Оставшееся время учебы в колледже было наполнено случайными короткими связями, которые были практически неотличимы друг от друга, если не считать каких-то запомнившихся мелких деталей: как я слушала «Голубые глаза, плачущие под дождем», пока тот техасец готовил завтрак; какие точеные бицепсы были у того ловца крабов; как я открыла подарочную упаковку и обнаружила там серебряные сережки, привезенные из самой Барселоны. Эти случайные воспоминания были цветными стеклышками, правильно сложив которые, думала я, можно создать мозаичную картину, изображающую храбрую девушку, которая дерзко живет своей жизнью и не подчиняется приказам жирного доктора с Парк-авеню.
Разумеется, эта идея была дерьмовой. В моем поведении было не больше смелости и оригинальности, чем в поведении любой другой студентки колледжа, жаждущей внимания и развлечения. Если называть вещи своими именами, я попросту вела себя как шлюха. И однако мне нравилось мое новое, усовершенствованное «я». Мне нравилось, что я сквернословила как матрос, заводила домашних животных, не спрашивая мнения соседей по комнате, ночами купалась в голом виде и занималась прочими глупостями, от которых у моих родителями отняло бы речь. Я занималась всем этим просто потому, что могла. Пока еще могла.
Все это так возбуждало меня, что я напрочь забывала о больных глазах, вспоминая о них лишь изредка, и то лишь затем, чтобы убедить себя в том, что диагноз стал лучшим событием в моей жизни. Он разбудил меня, встряхнул, помог взглянуть на жизнь под другим углом и при всем том не повлек за собой сколько-нибудь серьезных негативных последствий, потому что зрение мое, насколько я могла судить, не ухудшалось. И поскольку я сама не думала о своей болезни и она практически никак не затрагивала меня, не было и причин о ней кому бы то ни было рассказывать.
О моем диагнозе знали лишь несколько человек, самые близкие друзья. Я поделилась с ними сразу после визита к врачу на Парк-авеню, когда еще сама была в полной растерянности. Но когда я обнаружила светлую сторону в этой истории, то решила больше ни с кем своей проблемой не делиться. Я не хотела слушать неуклюжие подбадривания и ловить на себе жалостливые взгляды.
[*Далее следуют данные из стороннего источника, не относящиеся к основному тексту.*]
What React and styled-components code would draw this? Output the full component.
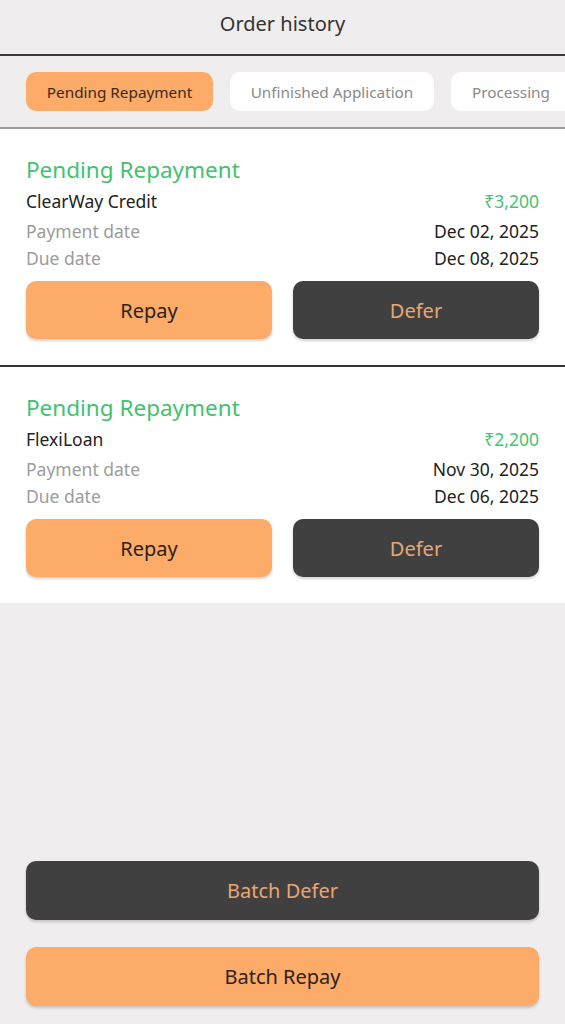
import React from "react";
import styled, { createGlobalStyle } from "styled-components";

const Global = createGlobalStyle`
  html, body { margin: 0; padding: 0; background: #f0edee; }
  body { font-family: "Noto Sans", "Open Sans", sans-serif; }
  * { box-sizing: border-box; }
`;

const Page = styled.div`
  width: 565px;
  min-height: 1024px;
  background: #f0edee;
  display: flex;
  flex-direction: column;
`;

const Header = styled.header`
  height: 56px;
  display: flex;
  align-items: flex-start;
  justify-content: center;
  padding-top: 10px;
  border-bottom: 2px solid #3a3a3a;
  font-size: 20px;
  color: #333;
`;

const TabBar = styled.nav`
  display: flex;
  gap: 17px;
  padding: 16px 0 16px 26px;
  border-bottom: 2px solid #9c9c9c;
  overflow: hidden;
  white-space: nowrap;
`;

const Tab = styled.div`
  flex: 0 0 auto;
  width: ${(p) => p.$w}px;
  height: 39px;
  border-radius: 10px;
  display: flex;
  align-items: center;
  justify-content: ${(p) => (p.$left ? "flex-start" : "center")};
  padding-left: ${(p) => (p.$left ? "21px" : "0")};
  font-size: 15.3px;
  background: ${(p) => (p.$active ? "#fdab68" : "#ffffff")};
  color: ${(p) => (p.$active ? "#3a2a20" : "#8a8a8a")};
`;

const Card = styled.section`
  background: #fff;
  padding: 27px 26px 26px;
  border-bottom: ${(p) => (p.$divider ? "2px solid #333" : "none")};
  display: flex;
  flex-direction: column;
`;

const Title = styled.div`
  color: #43c170;
  font-size: 22.5px;
  line-height: 28px;
  margin-bottom: 2px;
`;

const Row = styled.div`
  display: flex;
  justify-content: space-between;
  align-items: center;
  height: ${(p) => p.$h}px;
  font-size: 17.5px;
`;

const Label = styled.span`
  color: ${(p) => (p.$muted ? "#9c9c9c" : "#222")};
`;

const Value = styled.span`
  color: ${(p) => (p.$green ? "#46c373" : "#222")};
`;

const Actions = styled.div`
  display: grid;
  grid-template-columns: 1fr 1fr;
  gap: 21px;
  margin-top: 11px;
`;

const Btn = styled.button`
  height: 58px;
  border: none;
  border-radius: 10px;
  font-family: inherit;
  font-size: 20px;
  background: ${(p) => (p.$dark ? "#404040" : "#fdab68")};
  color: ${(p) => (p.$dark ? "#e9a672" : "#2e2118")};
  box-shadow: 0 2px 3px rgba(0, 0, 0, 0.18);
`;

const Spacer = styled.div`
  flex: 1;
`;

const Footer = styled.div`
  display: flex;
  flex-direction: column;
  gap: 27px;
  padding: 0 26px 18px;
`;

const BigBtn = styled(Btn)`
  width: 100%;
  height: 59px;
`;

const orders = [
  { name: "ClearWay Credit", amount: "₹3,200", pay: "Dec 02, 2025", due: "Dec 08, 2025" },
  { name: "FlexiLoan", amount: "₹2,200", pay: "Nov 30, 2025", due: "Dec 06, 2025" },
];

export default function App() {
  return (
    <Page>
      <Global />
      <Header>Order history</Header>
      <TabBar>
        <Tab $active $w={187}>Pending Repayment</Tab>
        <Tab $w={204}>Unfinished Application</Tab>
        <Tab $w={140} $left>Processing</Tab>
      </TabBar>
      {orders.map((o, i) => (
        <Card key={o.name} $divider={i === 0}>
          <Title>Pending Repayment</Title>
          <Row $h={30}>
            <Label>{o.name}</Label>
            <Value $green>{o.amount}</Value>
          </Row>
          <Row $h={30}>
            <Label $muted>Payment date</Label>
            <Value>{o.pay}</Value>
          </Row>
          <Row $h={24}>
            <Label $muted>Due date</Label>
            <Value>{o.due}</Value>
          </Row>
          <Actions>
            <Btn>Repay</Btn>
            <Btn $dark>Defer</Btn>
          </Actions>
        </Card>
      ))}
      <Spacer />
      <Footer>
        <BigBtn $dark>Batch Defer</BigBtn>
        <BigBtn>Batch Repay</BigBtn>
      </Footer>
    </Page>
  );
}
Я боялась, как бы история моей болезни не навредила моему формирующемуся имиджу жизнерадостной сексапильной девчонки.
Кроме того, кто знал, что готовит нам будущее? К тому времени, когда скрывать болезнь станет уже невозможно, мне стукнет тридцать, а то и больше. Я уже буду старухой. Кто знает, доживу ли я до тех лет? Да и в любом случае это был сугубо личный вопрос. Я же не сообщаю размер своего лифчика, когда заказываю чашку кофе, и на семинаре по фракталам не объявляю во всеуслышание, что у меня месячные.
Не то чтобы это было тайной или чем-то в этом роде, убеждала я себя. Я знала, что такое хранить тайну, и это было совсем не то. Когда нужно сохранить тайну, ты лжешь напропалую – как упорно лгала моя мама, что потеряла нужную карточку, когда жена папиного коллеги пыталась выведать рецепт ее знаменитого чизкейка. Мама точно знала, где лежит эта потрепанная, замасленная карточка, но считала, что если женщина хочет прославиться на весь Бруклин своими сырными десертами, она должна как следует потрудиться для этого, а не получить все готовеньким. Да, рассуждала я, я знала, что такое тайны, но моя болезнь тайной не была. Я просто о ней не упоминала.
Вполне вероятно, что Анна Каренина немножко шепелявила или имела слабовыраженную дисплазию бедра, но Толстой не упомянул об этом – просто потому, что не считал это относящимся к делу. И здесь было то же самое, уговаривала я себя: посторонняя деталь, о которой я могла не упоминать. До поры до времени, по крайней мере.